Downer didn’t stop. Men dropped beside him and he knew he had to walk on. He saw a horse-drawn cartload of fleeing civilians hit a land mine, reducing all to scattered bits of wood and flesh. He saw, but refuses to talk about, what was left of the men, women and children in the infamous concentration camp at Dachau. “That, I wish I hadn’t ever seen,” he said.

One night, dead-tired, he and his division unknowingly slept within 300 yards of a group of German soldiers. In the morning, both groups saw each other at the same time and, as Downer later wrote, all hell broke loose. At the end of a minute, the Germans had fled, but a U.S. lieutenant lay lifeless.

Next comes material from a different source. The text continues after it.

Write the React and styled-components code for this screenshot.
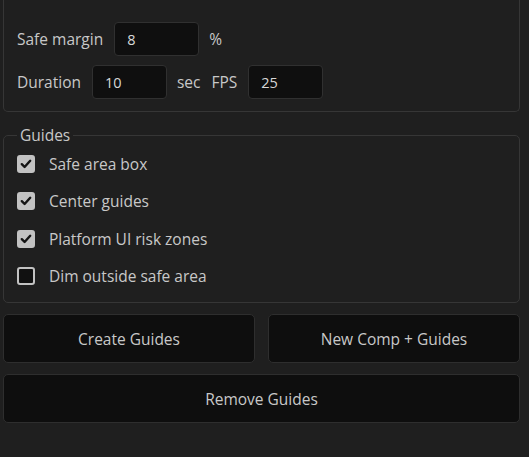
import React, { useState } from "react";
import styled, { createGlobalStyle } from "styled-components";

const GlobalStyle = createGlobalStyle`
  html, body {
    margin: 0;
    padding: 0;
    background: #1f1f1f;
  }
  body {
    font-family: "Open Sans", "Noto Sans", sans-serif;
    font-size: 15.5px;
    color: #c8c8c8;
  }
  * {
    box-sizing: border-box;
  }
`;

const GUIDES = [
  { key: "safe", label: "Safe area box", on: true },
  { key: "center", label: "Center guides", on: true },
  { key: "risk", label: "Platform UI risk zones", on: true },
  { key: "dim", label: "Dim outside safe area", on: false },
];

export default function App() {
  const [checks, setChecks] = useState(
    GUIDES.reduce((acc, g) => ({ ...acc, [g.key]: g.on }), {})
  );

  const toggle = (key) => setChecks((c) => ({ ...c, [key]: !c[key] }));

  return (
    <>
      <GlobalStyle />
      <Page>
        {/* composition settings, scrolled so its top is out of view */}
        <SettingsPanel>
          <FieldRow>
            <Label>Safe margin</Label>
            <NumInput defaultValue="8" $width={85} />
            <Label>%</Label>
          </FieldRow>
          <FieldRow>
            <Label>Duration</Label>
            <NumInput defaultValue="10" $width={75} />
            <Label>sec</Label>
            <Label>FPS</Label>
            <NumInput defaultValue="25" $width={75} />
          </FieldRow>
        </SettingsPanel>

        <GuidesSet>
          <Legend>Guides</Legend>
          {GUIDES.map((g) => (
            <CheckRow key={g.key} onClick={() => toggle(g.key)}>
              <Box $checked={checks[g.key]}>
                {checks[g.key] && (
                  <svg width="12" height="12" viewBox="0 0 12 12">
                    <path
                      d="M1.8 6.2 L4.6 9 L10.2 2.8"
                      fill="none"
                      stroke="#141414"
                      strokeWidth="2.4"
                      strokeLinecap="round"
                      strokeLinejoin="round"
                    />
                  </svg>
                )}
              </Box>
              <span>{g.label}</span>
            </CheckRow>
          ))}
        </GuidesSet>

        <ButtonGrid>
          <ActionButton type="button">Create Guides</ActionButton>
          <ActionButton type="button">New Comp + Guides</ActionButton>
          <ActionButton type="button" $wide>
            Remove Guides
          </ActionButton>
        </ButtonGrid>
      </Page>
    </>
  );
}

const Page = styled.div`
  display: flex;
  flex-direction: column;
  padding: 0 9px 20px 3px;
  min-height: 457px;
`;

const SettingsPanel = styled.div`
  display: flex;
  flex-direction: column;
  gap: 9px;
  padding: 22px 13px 12px;
  border: 1px solid #363636;
  border-top: none;
  border-radius: 0 0 5px 5px;
`;

const FieldRow = styled.div`
  display: flex;
  align-items: center;
  gap: 10px;
`;

const Label = styled.span`
  color: #c8c8c8;
  line-height: 20px;
  margin-right: 1px;
`;

const NumInput = styled.input`
  width: ${({ $width }) => $width}px;
  height: 34px;
  padding: 0 12px;
  background: #0f0f0f;
  border: 1px solid #303030;
  border-radius: 4px;
  color: #d8d8d8;
  font-family: inherit;
  font-size: 14.5px;
  outline: none;
`;

const GuidesSet = styled.fieldset`
  margin: 13px 0 0;
  padding: 0 13px 7px;
  border: 1px solid #363636;
  border-radius: 5px;
  min-width: 0;
`;

const Legend = styled.legend`
  padding: 0 3px;
  line-height: 20px;
  color: #c8c8c8;
`;

const CheckRow = styled.label`
  display: flex;
  align-items: center;
  gap: 14px;
  height: 37.5px;
  cursor: pointer;
  user-select: none;
`;

const Box = styled.span`
  display: flex;
  align-items: center;
  justify-content: center;
  width: 18px;
  height: 18px;
  border-radius: 3px;
  background: ${({ $checked }) => ($checked ? "#c2c2c2" : "#111")};
  border: 2px solid #c2c2c2;
`;

const ButtonGrid = styled.div`
  display: grid;
  grid-template-columns: 1fr 1fr;
  column-gap: 13px;
  row-gap: 11px;
  margin-top: 11px;
`;

const ActionButton = styled.button`
  grid-column: ${({ $wide }) => ($wide ? "1 / -1" : "auto")};
  height: 49px;
  background: #0e0e0e;
  border: 1px solid #2e2e2e;
  border-radius: 5px;
  color: #c8c8c8;
  font-family: inherit;
  font-size: 15.5px;
  cursor: pointer;
`;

Still Downer went on, and was within 20 miles of Berlin when the order came to stop; the Russians were to occupy the capital. “I said, Lordy, let them have it. I don’t want no part of it,” he said.

That was the end of the war for Downer. He remained in Germany for some months with the American occupation, but in a much more pleasant capacity, driving around in a smart new Jeep and, by his own admission, fraternizing grievously with the local population, or at least the female half. “The German girls, they had a thing for the American soldiers, too,” he said.

Downer had a sweetie waiting at home, though, and after discharge he forsook the Teutonic maidens to marry her. Reuben and Madeline Downer had two children. They divorced some 20 years ago, and Downer now lives with his second wife, Charlotte.

Downer went into the construction trade, building houses from Chattanooga to Fort Payne, Ala., and it never occurred to him to return to Europe until, in 2004, the French sent a cordial letter inviting him to Normandy for the 60th D-Day anniversary.

He was leery about going – as he recalled, he’d left the place a mess – but it was on their dime so he got on the plane.

This time, the welcome was a bit warmer. “In fact,” wrote Downer, “they treated me like a king.” Effusive Frenchmen kept thanking Downer for liberating their country until he started feeling like some kind of hero or something.

Indeed, Downer epitomizes what we think of as the American World War II hero. He is the cocky Yank who strolled whistling down an English lane with a pretty girl on each arm, seriously irritating the British male. He is the young GI who stormed the beach at Normandy in the face of German bullets. He is the liberator who ended the horrors of the concentration camps, the American soldier who plowed toward Berlin and couldn’t be stopped.

And who, lest we forget, saved civilization as we know it.